BG: Were you old enough to remember the voyage?

DP: Not really, my father kept a journal and I bring that when I talk to the Holocaust class and show them it. My father was a doctor… so his writing was pretty illegible. So I managed to translate it and I have it printed out. It took a week of traveling. I don’t remember too much of it except for the fact that a lot of people were seasick and I wasn’t. And apparently I had a really jolly time exploring the ship and enjoying myself. When we got to the area of New York, there was a really heavy fog, this was before radar, so we couldn’t see the direction of the port. So we had to wait, and it was a good twenty-four hours of fog. When the fog lifted then we started to head for the port and there was the Statue of Liberty! And everybody hopped on the deck to see this because this was the symbol of freedom.
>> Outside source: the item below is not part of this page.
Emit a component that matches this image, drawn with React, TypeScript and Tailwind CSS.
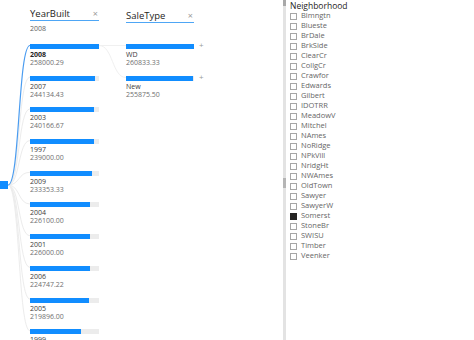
import React from "react";

const years = [
  { label: "2008", value: "258000.29", v: 258000.29 },
  { label: "2007", value: "244134.43", v: 244134.43 },
  { label: "2003", value: "240166.67", v: 240166.67 },
  { label: "1997", value: "239000.00", v: 239000 },
  { label: "2009", value: "233353.33", v: 233353.33 },
  { label: "2004", value: "226100.00", v: 226100 },
  { label: "2001", value: "226000.00", v: 226000 },
  { label: "2006", value: "224747.22", v: 224747.22 },
  { label: "2005", value: "219896.00", v: 219896 },
  { label: "1999", value: "191000.00", v: 191000 },
];

const saleTypes = [
  { label: "WD", value: "260833.33", v: 260833.33 },
  { label: "New", value: "255875.50", v: 255875.5 },
];

const hoods = [
  "Blmngtn", "Blueste", "BrDale", "BrkSide", "ClearCr", "CollgCr", "Crawfor", "Edwards",
  "Gilbert", "IDOTRR", "MeadowV", "Mitchel", "NAmes", "NoRidge", "NPkVill", "NridgHt",
  "NWAmes", "OldTown", "Sawyer", "SawyerW", "Somerst", "StoneBr", "SWISU", "Timber", "Veenker",
];

const PITCH = 31.7;
const FIRST = 43;

const Connectors = () => {
  const paths = years.map((_, i) => {
    const y = FIRST + i * PITCH + 2.5;
    return { d: `M8,185 C20,185 18,${y} 30,${y}`, sel: i === 0 };
  });
  return (
    <svg className="absolute inset-0 pointer-events-none" width="283" height="340">
      {paths.map((p, i) =>
        !p.sel ? <path key={i} d={p.d} fill="none" stroke="#ececec" strokeWidth="1" /> : null
      )}
      <path d="M99,45.5 L126,45.5" fill="none" stroke="#f0f0f0" strokeWidth="1" />
      <path d="M99,45.5 C113,45.5 112,77.5 126,77.5" fill="none" stroke="#f0f0f0" strokeWidth="1" />
      <path d={paths[0].d} fill="none" stroke="#4a9cf0" strokeWidth="1.2" />
      <rect x="0" y="181" width="8" height="8" fill="#118DFF" />
    </svg>
  );
};

const Header = ({ title }: { title: string }) => (
  <div className="flex items-center justify-between border-b border-[#4ea6f5] h-[13px] pb-[1px]">
    <span className="text-[9.5px] leading-none text-[#252423] font-medium">{title}</span>
    <span className="text-[9px] leading-none text-[#9a9a9a] pr-[1px]">×</span>
  </div>
);

const Bar = ({ pct }: { pct: number }) => (
  <div className="h-[5px] w-full bg-[#ececec]">
    <div className="h-full bg-[#118DFF]" style={{ width: `${pct}%` }} />
  </div>
);

export default function App() {
  const maxY = years[0].v;
  const maxS = saleTypes[0].v;
  return (
    <div
      className="w-[474px] h-[340px] bg-white flex overflow-hidden"
      style={{ fontFamily: '"Open Sans", "Noto Sans", sans-serif' }}
    >
      <div className="relative w-[283px] h-full">
        <Connectors />
        <div className="relative flex pl-[30px] gap-[27px]">
          <div className="w-[69px] pt-[8px]">
            <Header title="YearBuilt" />
            <div className="text-[7px] leading-none text-[#605e5c] mt-[4px]">2008</div>
            <div className="mt-[12px]">
              {years.map((y, i) => (
                <div key={y.label} className="h-[31.7px]">
                  <Bar pct={(y.v / maxY) * 100} />
                  <div
                    className={`text-[7px] leading-[7px] mt-[2px] ${
                      i === 0 ? "font-bold text-[#252423]" : "text-[#3b3a39]"
                    }`}
                  >
                    {y.label}
                  </div>
                  <div className="text-[7px] leading-[7px] text-[#707070] mt-[1px]">{y.value}</div>
                </div>
              ))}
            </div>
          </div>
          <div className="w-[68px] pt-[10px]">
            <Header title="SaleType" />
            <div className="mt-[21px]">
              {saleTypes.map((s) => (
                <div key={s.label} className="h-[31.7px] relative">
                  <Bar pct={(s.v / maxS) * 100} />
                  <span className="absolute left-[73px] top-[-3px] text-[8px] leading-none text-[#9a9a9a]">+</span>
                  <div className="text-[7px] leading-[7px] mt-[2px] text-[#3b3a39]">{s.label}</div>
                  <div className="text-[7px] leading-[7px] text-[#707070] mt-[1px]">{s.value}</div>
                </div>
              ))}
            </div>
          </div>
        </div>
      </div>

      <div className="w-[3px] h-full bg-[#e3e3e3] flex flex-col">
        <div className="h-[6px] bg-[#a8a8a8]" />
        <div className="h-[172px]" />
        <div className="h-[10px] bg-[#b5b5b5]" />
      </div>

      <div className="pl-[4px] pt-[1px]">
        <div className="text-[8.5px] leading-[9px] text-[#252423] font-medium">Neighborhood</div>
        <div className="mt-[1px]">
          {hoods.map((h) => (
            <div key={h} className="h-[10px] flex items-center gap-[4px]">
              <div
                className={`w-[7px] h-[7px] border ${
                  h === "Somerst" ? "bg-[#252423] border-[#252423]" : "border-[#a6a6a6] bg-white"
                }`}
              />
              <span className="text-[7.5px] leading-none text-[#666666]">{h}</span>
            </div>
          ))}
        </div>
      </div>
    </div>
  );
}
So then we went through Ellis Island, our name is on the wall there, we got in the car with my mother’s sister and her husband, whom we stayed with for a year and my very first meal was a hot dog.

After a brief discussion about our love for hot dogs, I asked Mrs. DePaolo if her parents ever expressed to her their feelings about having to drop everything and leave their home. To this question she responded that her parents completely sheltered her from any form of unpleasantness occurring overseas, recalling that she had a grandmother who her father had helped cross over to America, but not before losing her store to German soldiers. Completely engrossed in this interview, I took the chance to uncover some more fun facts about my interviewee, learning that she is both fluent in English and German, she has three kids, and that she only started teaching because it was convenient but grew to love it, even more so after coming to the Mount.
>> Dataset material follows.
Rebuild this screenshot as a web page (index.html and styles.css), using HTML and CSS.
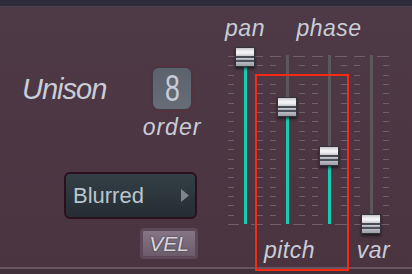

BG: Just for fun and also this is the last question because this was supposed to be a short interview… What would be your ideal crime?

DP: Oh, I’m going to give that away? [laughs together] Like crimes I have committed or crimes I would like to commit? [laughs]

BG: Either one works.

DP: Originally I would’ve said stabbing someone with an icicle but it’s been done, [laughs together] the weapon is gone. But anyway, not necessarily  my ideal crime but the ideal crime that I’ve run into was in an Alfred Hitchcock show… where a woman killed her husband by hitting him over the head with a frozen leg of a lamb which she then cooked and then fed to the detective which pretty much got rid of the evidence and no one suspected her which I think was the most fun crime that I’ve ever experienced.  

It was just like coming to Oz, it was just such a different world, a different environment. I love being here, I look forward to coming here every day.”

— on MSDA

To conclude, Mrs. DePaolo truly is a special character and we are blessed to have her share her ideas and passions with us on a daily basis. Earlier in the interview, Mrs. DePaolo shared her true feelings about the Mount. I asked how she came to teach here and it is something worth sharing with the rest of the Argosy audience:

DP: It was just like coming to Oz, it was just such a different world, a different environment. I love being here, I look forward to coming here every day.

And we look forward to seeing you too.